To seek our rights it is urgent that we unite and be in solidarity. We have to get organized within unions as all the other workers do to seek their rights. We are week singly, however, when we get organized in unions we can be strong. We should get united in a union to get the control of our lives and to reveal our strength. Let's protect each other and ourselves. Let's create our solidarity unity and union together.

 

All Talk, No Action…

We Are Ignored by the Society, Government and the Employers!

Nobody sees us, nobody sees our labour. Thus whatever voice comes out of our throat, it comes from the heavens. We even feel embarrassed to tell our social surrounding what work we are doing. Certainly, we do have a share in this invisibility magic.

In the society, we are seen as poor women who sometimes go to work to "contribute" to the family budget.

Most of the time, our employers are women. They sometimes have a "sister" image and sometimes they behave as cruel bosses. In both cases though, we work without any rights, insurance and security.

As a requirement of Women's Solidarity, it is urgent that one should give charwomen and the domestic workers a back in their struggle to be introduced legislation and to claim their rights.

 

Municipalities! Do not Come Visit Us only in the Election Times!

We have a few words to tell the municipalities

Those municipalities who visit us with roses and flowers every time they need our votes… They in fact have a totally blind eye on us as charwomen or domestic workers.

The cities we live in are divided into the "private-security guarded housing estates" and the poor neighbourhoods where we live in. When you look at the bus stops in front of the luxury houses with bright lights, parks and swimming pools, you would see the crystal clear discrimination; those bus stops are for the charwomen and the domestic workers to use. 

The bus stop in front of the Tepe Ören Villas is consisted of solely a small sign board hung up on a tiny pillar. While three charwomen were waiting at this bus stop to go back to their homes, they were hit by a car speeding on the Formula 1 road and all three were killed.  Maybe, if the bus stop were built at a place where cars and busses could easily distinguish from a distance, taking human security into consideration, those women might have not died. This is an ironic side of being "invisible" as women and as domestic workers... Neither the bus stop is visible nor the women waiting there. These women were already "invisible" or "non-existent" for the speeding up car of the patriarchal system. They are already "non-existent" for the system… 

A similar situation exists for bus stops in front of the residence towers of Basaksehir /Ispartakule. There are two bus stops on the opposite sides of the road. The bus stop on the one side which the rich use to go downtown is well equipped, while the bus stop on the same road on the opposite side, the one which domestic worker women use to go back to their homes is only a tiny signboard hang-up on a tiny pillar. They begrudge charwomen a regular sheltering bus stop.

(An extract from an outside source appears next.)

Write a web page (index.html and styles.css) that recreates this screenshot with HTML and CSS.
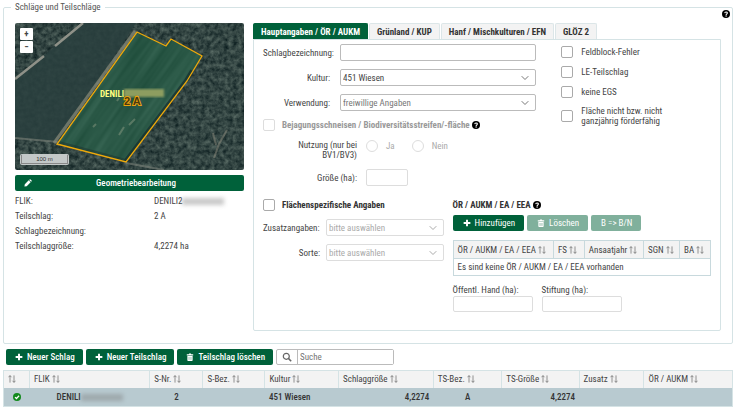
FILE: index.html
```
<!DOCTYPE html>
<html lang="de">
<head>
    <meta charset="UTF-8">
    <meta name="viewport" content="width=device-width, initial-scale=1">
    <title>Schläge und Teilschläge</title>
    <link rel="stylesheet" href="styles.css">
</head>
<body>

<!-- shared icons -->
<svg class="sprite" aria-hidden="true">
    <symbol id="plus" viewBox="0 0 10 10"><path d="M3.8 .8h2.4v3h3v2.4h-3v3H3.8v-3h-3V3.8h3z" fill="currentColor"/></symbol>
    <symbol id="trash" viewBox="0 0 10 10"><path d="M1 1.6h2.4l.5-1h2.2l.5 1H9V3H1zM1.7 3.6h6.6V9a.9.9 0 0 1-.9.9H2.6A.9.9 0 0 1 1.7 9z" fill="currentColor"/><path d="M3.8 5v3.6M6.2 5v3.6" stroke="#00613a" stroke-width=".5"/></symbol>
    <symbol id="pencil" viewBox="0 0 10 10"><path d="M.5 9.5L1 6.6l4.9-4.9 2.4 2.4-4.9 4.9zM6.5 1.1l.6-.6a.8.8 0 0 1 1.1 0l1.3 1.3a.8.8 0 0 1 0 1.1l-.6.6z" fill="currentColor"/></symbol>
    <symbol id="help" viewBox="0 0 10 10"><circle cx="5" cy="5" r="5" fill="#000"/><path d="M3.4 3.9C3.5 2.8 4.2 2.4 5 2.4c1 0 1.7.6 1.7 1.4 0 1.2-1.6 1.1-1.6 2.3" fill="none" stroke="#fff" stroke-width="1.3"/><circle cx="5.1" cy="7.6" r=".9" fill="#fff"/></symbol>
    <symbol id="sort" viewBox="0 0 10 10"><path d="M2.5 9.5V.8M.6 2.8L2.5.8l1.9 2M7.5.5v8.7M5.6 7.2l1.9 2 1.9-2" fill="none" stroke="#777" stroke-width="1"/></symbol>
    <symbol id="down" viewBox="0 0 10 10"><path d="M1.7 3.2L5 6.5l3.3-3.3" fill="none" stroke="currentColor" stroke-width="1"/></symbol>
    <symbol id="search" viewBox="0 0 10 10"><circle cx="4.3" cy="4.3" r="3" fill="none" stroke="#666" stroke-width="1.2"/><path d="M6.4 6.4l2.8 2.8" stroke="#666" stroke-width="1.5"/></symbol>
    <symbol id="check" viewBox="0 0 10 10"><circle cx="5" cy="5" r="5" fill="#128a1c"/><path d="M2.5 5.1l1.8 1.8 3.3-3.5" fill="none" stroke="#fff" stroke-width="1.5"/></symbol>
</svg>

<fieldset class="frame">
    <legend>Schläge und Teilschläge</legend>
    <svg class="icon frame-help"><use href="#help"/></svg>

    <div class="columns">
        <section class="left">
            <div class="map">
                <svg viewBox="0 0 229 147" preserveAspectRatio="xMidYMid slice">
                    <defs>
                        <filter id="trees" x="0" y="0" width="1" height="1" color-interpolation-filters="sRGB">
                            <feTurbulence type="fractalNoise" baseFrequency=".22" numOctaves="3" seed="8"/>
                            <feColorMatrix values=".38 0 0 0 .01  .38 0 0 0 .08  .34 0 0 0 .09  0 0 0 0 1"/>
                        </filter>
                        <filter id="crop" x="0" y="0" width="1" height="1" color-interpolation-filters="sRGB">
                            <feTurbulence type="fractalNoise" baseFrequency=".16 .01" numOctaves="2" seed="3"/>
                            <feColorMatrix values=".15 0 0 0 .09  .15 0 0 0 .27  .15 0 0 0 .2  0 0 0 0 1"/>
                        </filter>
                        <filter id="soft"><feGaussianBlur stdDeviation="1"/></filter>
                        <clipPath id="field"><path d="M122 9l29 14 5-7 31 17-15 25-61 81-69-18z"/></clipPath>
                    </defs>
                    <rect width="229" height="147" filter="url(#trees)"/>
                    <path d="M0 57L68 0h53L43 118 0 115z" fill="#2a403f" opacity=".88"/>
                    <path d="M0 56L29 33M40 23L68 0" stroke="#8f9188" stroke-width="2.5" fill="none"/>
                    <path d="M0 115l43 4M111 140l38 7" stroke="#7c837a" stroke-width="2" opacity=".6"/>
                    <path d="M212 107l-8 14-5 14M198 110l3 12" stroke="#8c8a7c" stroke-width="2" fill="none" opacity=".5"/>
                    <path d="M120 8L39 120" stroke="#8a8c7b" stroke-width="3" opacity=".7"/>
                    <g clip-path="url(#field)">
                        <rect x="-20" y="-80" width="270" height="320" filter="url(#crop)" transform="rotate(35 115 75)"/>
                        <path d="M178 48l-6 10-61 81" stroke="#142c2c" stroke-width="6" fill="none" opacity=".7"/>
                        <path d="M42 119l67 18" stroke="#1d3430" stroke-width="3" opacity=".5"/>
                        <path d="M104 112l5-8M114 102l6-6M102 78l2-3M78 104l3-3" stroke="#a1aa91" stroke-width="2" opacity=".4"/>
                    </g>
                    <path d="M122 9l29 14 5-7 31 17-15 25-61 81-69-18z" fill="none" stroke="#eea90b" stroke-width="1.3"/>
                    <text x="85" y="74" class="map-flik">DENILI</text>
                    <rect x="109" y="66" width="40" height="8" fill="#8d9d61" filter="url(#soft)"/>
                    <text x="109" y="82" class="map-part">2 A</text>
                </svg>
                <div class="zoom">
                    <button type="button" aria-label="Vergrößern">+</button>
                    <button type="button" aria-label="Verkleinern">−</button>
                </div>
                <div class="scale"><span>100 m</span></div>
            </div>
            <button type="button" class="btn geo"><svg class="icon"><use href="#pencil"/></svg><span>Geometriebearbeitung</span></button>
            <dl class="info">
                <dt>FLIK:</dt><dd>DENILI2<span class="hidden-no"></span></dd>
                <dt>Teilschlag:</dt><dd>2 A</dd>
                <dt>Schlagbezeichnung:</dt><dd></dd>
                <dt>Teilschlaggröße:</dt><dd>4,2274 ha</dd>
            </dl>
        </section>

        <section class="right">
            <nav class="tabs">
                <button type="button" class="active">Hauptangaben / ÖR / AUKM</button>
                <button type="button">Grünland / KUP</button>
                <button type="button">Hanf / Mischkulturen / EFN</button>
                <button type="button">GLÖZ 2</button>
            </nav>
            <div class="panel">
                <div class="upper">
                    <div class="main-data">
                        <div class="fields">
                            <label for="bez" class="wide">Schlagbezeichnung:</label>
                            <input type="text" id="bez">
                            <label for="kultur">Kultur:</label>
                            <div class="select"><select id="kultur"><option>451 Wiesen</option></select><svg class="icon"><use href="#down"/></svg></div>
                            <label for="verw">Verwendung:</label>
                            <div class="select grey"><select id="verw"><option>freiwillige Angaben</option></select><svg class="icon"><use href="#down"/></svg></div>
                        </div>
                        <div class="head-row off">
                            <label><input type="checkbox" disabled><span>Bejagungsschneisen / Biodiversitätsstreifen/-fläche</span></label>
                            <svg class="icon"><use href="#help"/></svg>
                        </div>
                        <div class="usage">
                            <span id="nutzung" class="caption">Nutzung (nur bei<br>BV1/BV3)</span>
                            <div class="radios" role="radiogroup" aria-labelledby="nutzung">
                                <label><input type="radio" name="nutzung" disabled>Ja</label>
                                <label><input type="radio" name="nutzung" disabled>Nein</label>
                            </div>
                            <label for="groesse" class="caption">Größe (ha):</label>
                            <input type="text" id="groesse" disabled>
                        </div>
                    </div>
                    <div class="flags">
                        <label><input type="checkbox"><span>Feldblock-Fehler</span></label>
                        <label><input type="checkbox"><span>LE-Teilschlag</span></label>
                        <label><input type="checkbox"><span>keine EGS</span></label>
                        <label><input type="checkbox"><span>Fläche nicht bzw. nicht<br>ganzjährig förderfähig</span></label>
                    </div>
                </div>

                <div class="lower">
                    <div class="specific">
                        <div class="head-row"><label><input type="checkbox"><span>Flächenspezifische Angaben</span></label></div>
                        <div class="fields">
                            <label for="zusatz" class="wide">Zusatzangaben:</label>
                            <div class="select off"><select id="zusatz" disabled><option>bitte auswählen</option></select><svg class="icon"><use href="#down"/></svg></div>
                            <label for="sorte">Sorte:</label>
                            <div class="select off"><select id="sorte" disabled><option>bitte auswählen</option></select><svg class="icon"><use href="#down"/></svg></div>
                        </div>
                    </div>
                    <div class="measures">
                        <h2>ÖR / AUKM / EA / EEA <svg class="icon"><use href="#help"/></svg></h2>
                        <div class="buttons">
                            <button type="button" class="btn"><svg class="icon"><use href="#plus"/></svg>Hinzufügen</button>
                            <button type="button" class="btn" disabled><svg class="icon"><use href="#trash"/></svg>Löschen</button>
                            <button type="button" class="btn" disabled>B =&gt; B/N</button>
                        </div>
                        <table class="small-table">
                            <colgroup><col class="m-name"><col class="m-fs"><col class="m-year"><col class="m-sgn"><col class="m-ba"></colgroup>
                            <thead><tr>
                                <th>ÖR / AUKM / EA / EEA <svg class="icon"><use href="#sort"/></svg></th>
                                <th>FS <svg class="icon"><use href="#sort"/></svg></th>
                                <th>Ansaatjahr <svg class="icon"><use href="#sort"/></svg></th>
                                <th>SGN <svg class="icon"><use href="#sort"/></svg></th>
                                <th>BA <svg class="icon"><use href="#sort"/></svg></th>
                            </tr></thead>
                            <tbody><tr><td colspan="5">Es sind keine ÖR / AUKM / EA / EEA vorhanden</td></tr></tbody>
                        </table>
                        <div class="areas">
                            <label>Öffentl. Hand (ha):<input type="text" disabled></label>
                            <label>Stiftung (ha):<input type="text" disabled></label>
                        </div>
                    </div>
                </div>
            </div>
        </section>
    </div>
</fieldset>

<div class="toolbar">
    <button type="button" class="btn"><svg class="icon"><use href="#plus"/></svg>Neuer Schlag</button>
    <button type="button" class="btn"><svg class="icon"><use href="#plus"/></svg>Neuer Teilschlag</button>
    <button type="button" class="btn"><svg class="icon"><use href="#trash"/></svg>Teilschlag löschen</button>
    <div class="search">
        <svg class="icon"><use href="#search"/></svg>
        <input type="text" placeholder="Suche" aria-label="Suche">
    </div>
</div>

<table class="list">
    <colgroup><col class="c-state"><col class="c-flik"><col class="c-nr"><col class="c-bez"><col class="c-kultur"><col class="c-size"><col class="c-tsbez"><col class="c-tssize"><col class="c-zusatz"><col class="c-oer"></colgroup>
    <thead><tr>
        <th><svg class="icon"><use href="#sort"/></svg></th>
        <th>FLIK <svg class="icon"><use href="#sort"/></svg></th>
        <th>S-Nr. <svg class="icon"><use href="#sort"/></svg></th>
        <th>S-Bez. <svg class="icon"><use href="#sort"/></svg></th>
        <th>Kultur <svg class="icon"><use href="#sort"/></svg></th>
        <th>Schlaggröße <svg class="icon"><use href="#sort"/></svg></th>
        <th>TS-Bez. <svg class="icon"><use href="#sort"/></svg></th>
        <th>TS-Größe <svg class="icon"><use href="#sort"/></svg></th>
        <th>Zusatz <svg class="icon"><use href="#sort"/></svg></th>
        <th>ÖR / AUKM <svg class="icon"><use href="#sort"/></svg></th>
    </tr></thead>
    <tbody><tr>
        <td class="mid"><svg class="icon"><use href="#check"/></svg></td>
        <td class="mid">DENILI<span class="hidden-no"></span></td>
        <td class="mid">2</td>
        <td></td>
        <td>451 Wiesen</td>
        <td class="num">4,2274</td>
        <td class="mid">A</td>
        <td class="num">4,2274</td>
        <td></td>
        <td></td>
    </tr></tbody>
</table>

</body>
</html>
```
FILE: styles.css
```
* {
    box-sizing: border-box;
}

body {
    margin: 0;
    padding: 1px 3px 0;
    background: #fff;
    color: #444;
    font: 9px/12px "Roboto Condensed", "Liberation Sans Narrow", Roboto, sans-serif;
}

button, input, select {
    font: inherit;
    color: inherit;
    margin: 0;
}

.sprite {
    position: absolute;
    width: 0;
    height: 0;
}

.icon {
    width: 8px;
    height: 8px;
    flex: none;
    vertical-align: -1px;
}

/* outer frame */
.frame {
    position: relative;
    min-width: 0;
    margin: 0;
    padding: 10px 11px 12px;
    border: 1px solid #d5e3e5;
    border-radius: 2px;
}

.frame legend {
    margin-left: -4px;
    padding: 0 4px;
    color: #555;
}

.frame-help {
    position: absolute;
    top: -3px;
    right: 2px;
}

.columns {
    display: grid;
    grid-template-columns: 23fr 47fr;
    gap: 9px;
}

/* map */
.map {
    position: relative;
    aspect-ratio: 229 / 147;
    overflow: hidden;
    border-radius: 2px;
}

.map > svg {
    display: block;
    width: 100%;
    height: 100%;
}

.map-flik {
    font-size: 9px;
    font-weight: bold;
    fill: #ffff80;
}

.map-part {
    font: bold 11px "Liberation Sans", sans-serif;
    fill: #4d3a10;
    stroke: #eea20b;
    stroke-width: 2px;
    paint-order: stroke;
}

.zoom {
    position: absolute;
    top: 5px;
    left: 5px;
    display: grid;
    gap: 1px;
}

.zoom button {
    width: 13px;
    height: 12px;
    padding: 0;
    border: 0;
    border-radius: 1px;
    background: #fff;
    font-weight: bold;
    line-height: 12px;
}

.scale {
    position: absolute;
    left: 5px;
    bottom: 5px;
    width: 49px;
    padding: 1px;
    border-radius: 2px;
    background: #c3c8c8;
    color: #333;
    font: 6px/8px "Liberation Sans", sans-serif;
    text-align: center;
}

.scale span {
    display: block;
    border: 1px solid #888;
    border-top: 0;
}

/* buttons */
.btn {
    display: flex;
    align-items: center;
    justify-content: center;
    gap: 4px;
    height: 16px;
    padding: 0 8px 0 9px;
    border: 0;
    border-radius: 2px;
    background: #00613a;
    color: #fff;
    font-weight: 500;
    white-space: nowrap;
}

.btn:disabled {
    background: #80b09c;
}

.geo {
    width: 100%;
    margin-top: 5px;
}

.geo span {
    flex: 1;
}

.info {
    display: grid;
    grid-template-columns: 139fr 90fr;
    grid-auto-rows: 15px;
    margin: 3px 0 0;
    line-height: 15px;
}

.info dd {
    margin: 0;
    white-space: nowrap;
}

.hidden-no {
    display: inline-block;
    width: 42px;
    height: 7px;
    vertical-align: -1px;
    background: #777;
    opacity: .4;
    filter: blur(2px);
}

/* tabs */
.tabs {
    display: flex;
    gap: 1px;
}

.tabs button {
    height: 16px;
    padding: 0 7px;
    border: 1px solid #dce6e8;
    border-bottom: 0;
    border-radius: 2px 2px 0 0;
    background: #f3f3f3;
    color: #333;
    font-weight: bold;
    white-space: nowrap;
}

.tabs .active {
    border-color: #00613a;
    background: #00613a;
    color: #fff;
}

.panel {
    min-height: 292px;
    padding: 4px 9px;
    border: 1px solid #d5e3e5;
    border-radius: 0 0 2px 2px;
}

.upper {
    display: grid;
    grid-template-columns: 274fr 150fr;
    gap: 25px;
}

.fields {
    display: grid;
    grid-template-columns: 67px 1fr;
    grid-auto-rows: 17px;
    gap: 8px 10px;
    align-items: center;
}

.fields label {
    text-align: right;
    white-space: nowrap;
}

.fields .wide {
    text-align: left;
}

input[type="text"], select {
    display: block;
    width: 100%;
    height: 17px;
    padding: 0 2px;
    border: 1px solid #bbb;
    border-radius: 2px;
    background: #fff;
}

input[type="text"]:disabled {
    border-color: #ddd;
}

.select {
    position: relative;
}

.select select {
    appearance: none;
    opacity: 1;
    padding-right: 18px;
}

.select .icon {
    position: absolute;
    top: 4px;
    right: 6px;
    width: 10px;
    height: 10px;
    color: #777;
    pointer-events: none;
}

.select.grey select {
    color: #777;
}

.select.off select {
    border-color: #ddd;
    color: #aaa;
}

.select.off .icon {
    color: #aaa;
}

input[type="checkbox"], input[type="radio"] {
    appearance: none;
    flex: none;
    width: 12px;
    height: 12px;
    border: 1px solid #aaa;
    border-radius: 2px;
    background: #fff;
}

input[type="radio"] {
    border-radius: 50%;
}

input[type="checkbox"]:disabled, input[type="radio"]:disabled {
    border-color: #ddd;
}

.flags {
    display: grid;
    gap: 8px;
    align-content: start;
    padding-top: 2px;
    line-height: 10px;
}

.flags label {
    display: flex;
    align-items: center;
    gap: 8px;
    min-height: 12px;
    white-space: nowrap;
}

.head-row {
    display: flex;
    align-items: center;
    gap: 2px;
    color: #333;
    font-weight: bold;
}

.head-row label {
    display: flex;
    align-items: center;
    gap: 7px;
    white-space: nowrap;
}

.head-row.off {
    margin-top: 8px;
    color: #999;
}

.usage {
    display: grid;
    grid-template-columns: 94px 1fr;
    gap: 9px;
    margin-top: 9px;
    line-height: 10px;
}

.caption {
    text-align: right;
    align-self: center;
}

.radios {
    display: flex;
    gap: 17px;
    color: #aaa;
}

.radios label {
    display: flex;
    align-items: center;
    gap: 8px;
    height: 12px;
}

.usage input[type="text"] {
    width: 42px;
}

/* lower half */
.lower {
    display: grid;
    grid-template-columns: 181fr 259fr;
    gap: 9px;
    margin-top: 13px;
}

.specific .fields {
    grid-template-columns: 57px 1fr;
    gap: 8px 6px;
    margin-top: 8px;
}

.measures h2 {
    margin: 0 0 4px;
    color: #333;
    font: inherit;
    font-weight: bold;
}

.buttons {
    display: flex;
    gap: 3px;
}

.buttons .btn {
    padding: 0 9px 0 10px;
    font-weight: normal;
}

table {
    width: 100%;
    border-collapse: collapse;
    table-layout: fixed;
}

th, td {
    padding: 0 4px;
    text-align: left;
    white-space: nowrap;
}

th {
    background: #f3f3f3;
    font-weight: normal;
}

.small-table {
    margin: 9px 0 8px;
    border: 1px solid #c8d9dd;
}

.small-table th {
    height: 18px;
    border: 1px solid #c8d9dd;
}

.small-table td {
    height: 17px;
}

.m-name { width: 39%; }
.m-fs { width: 12%; }
.m-year { width: 23%; }
.m-sgn { width: 14%; }
.m-ba { width: 12%; }

.areas {
    display: flex;
    gap: 9px;
}

.areas label {
    width: 80px;
}

.areas input[type="text"] {
    height: 16px;
}

/* toolbar and list */
.toolbar {
    display: flex;
    gap: 3px;
    margin: 5px 3px;
}

.search {
    display: flex;
    align-items: center;
    width: 118px;
    height: 16px;
    border: 1px solid #bbb;
    border-radius: 2px;
}

.search .icon {
    width: 10px;
    height: 10px;
    margin: 0 5px;
}

.search input[type="text"] {
    height: 100%;
    border: 0;
    border-left: 1px solid #bbb;
    border-radius: 0;
}

.list {
    border: 1px solid #d5e3e5;
}

.list th {
    height: 17px;
    border-right: 1px solid #d5e3e5;
}

.list td {
    height: 19px;
    background: #b8cad0;
    color: #333;
    font-weight: 500;
}

.list .mid {
    text-align: center;
}

.list .num {
    text-align: right;
}

.c-state { width: 26px; }
.c-flik { width: 16.5%; }
.c-nr { width: 7.3%; }
.c-bez { width: 8.5%; }
.c-kultur { width: 10.1%; }
.c-size { width: 13%; }
.c-tsbez { width: 9.4%; }
.c-tssize { width: 10.6%; }
.c-zusatz { width: 8.9%; }
```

Going to work and coming back home is a kind of torture for us as domestic workers. While luxury houses are rising around us and the number of luxury jeeps increasing on the roads day by day, we have to commute on extremely crowded busses in inhumane conditions. It is a kind of torture that we live on the busses every day until we arrive at home or at work.  The rich are provided with alternative public transportation services to go to the city centres or shopping centres. However, they do not even think of finding a solution to our transportation torture which we experience every single day. We demand municipalities to provide solutions for this misery.

We say no to the allocation of the resources to enrich the rich much more. We as domestic workers demand the right to have a voice in the allocation of the municipality resources. We do not want anyone to talk on behalf of us; rather we want to have our own voice. We want to be represented in the municipalities and local governments and to take part in the decision-making mechanisms. We do not want the municipalities to become centres for trade and unearned income. 

We demand a city where we can live humanly.

 OUR DEMANDS

·         We demand to live humanly and work in humanly conditions.

·         We are workers. We want to be covered by the labour acts.

·         All our social rights including social insurance and right to pension should be recompensed.

·         The states should suspense our insurance charges and supply our insurance from the national budget.

·         We demand that our labour be seen and our working conditions be improved.

·         We demand labour safety and life safety

·         We demand job security

·         We work both at home and outside. Thus, we demand early retirement

·         We demand free health service

·         We demand free education

·         We demand women's shelters under the supervision of women's organizations.

OUR DEMANDS FROM THE MUNICIPALITIES

·         We demand that our unpaid labour at home be socialized. We demand free day nurseries, nursing and rehabilitation centres for old people, children's play rooms, youth centres and social spaces.

·         We demand that bus stops be fully constructed and streets should be fully illuminated.

·         The frequency of bus services should be increased. We demand bus services for the domestic workers between the luxury residences and the neighbourhoods we live.

·         We demand healthy and earthquake-resistant secure accommodation.

CONSTITUTIONAL RIGHT FOR DOMESTIC WORKERS

·         We demand that a legislative item recognising household labour producing value be included in the constitution.

·         In this frame housewives should have social security.

·         Housewives should be put on salary.

 

OUR UNION IS OUR POWER

IF OUR LABOUR IS INVISIBLE, WE WILL MAKE IT SEEN

WE WILL NOT ENDURE, WE WILL CHANGE

·         We will construct our own union with our own hands to stop the exploitation of our labour.

·         We are workers. We will fight until the charwomen and domestic workers are covered by the labour act.

·         We will fight for our labour both at home and outside home to become visible.

·         We will work for equipping domestic labour with vocational standards and job descriptions.

·         We will fight against the gendered division of labour.

·         We will act together to improve our working conditions, to prevent occupational accidents and occupational illnesses, to get rid of the grunt work in the work place and to solve many of our problems.

·         We will share our experiences.

·         We will collaborate to improve the living standards of the domestic workers and charwomen

·         We will fight against seeing household work as women's work and will struggle for men and the state to shoulder their own responsibilities in this manner.

·         For this purpose, we will strengthen and scale up the women's solidarity

·         So far, we have endured the difficulties. Now, it is time to change the situation.

·         In order to change the situation, we will improve our unity and organize in our own union.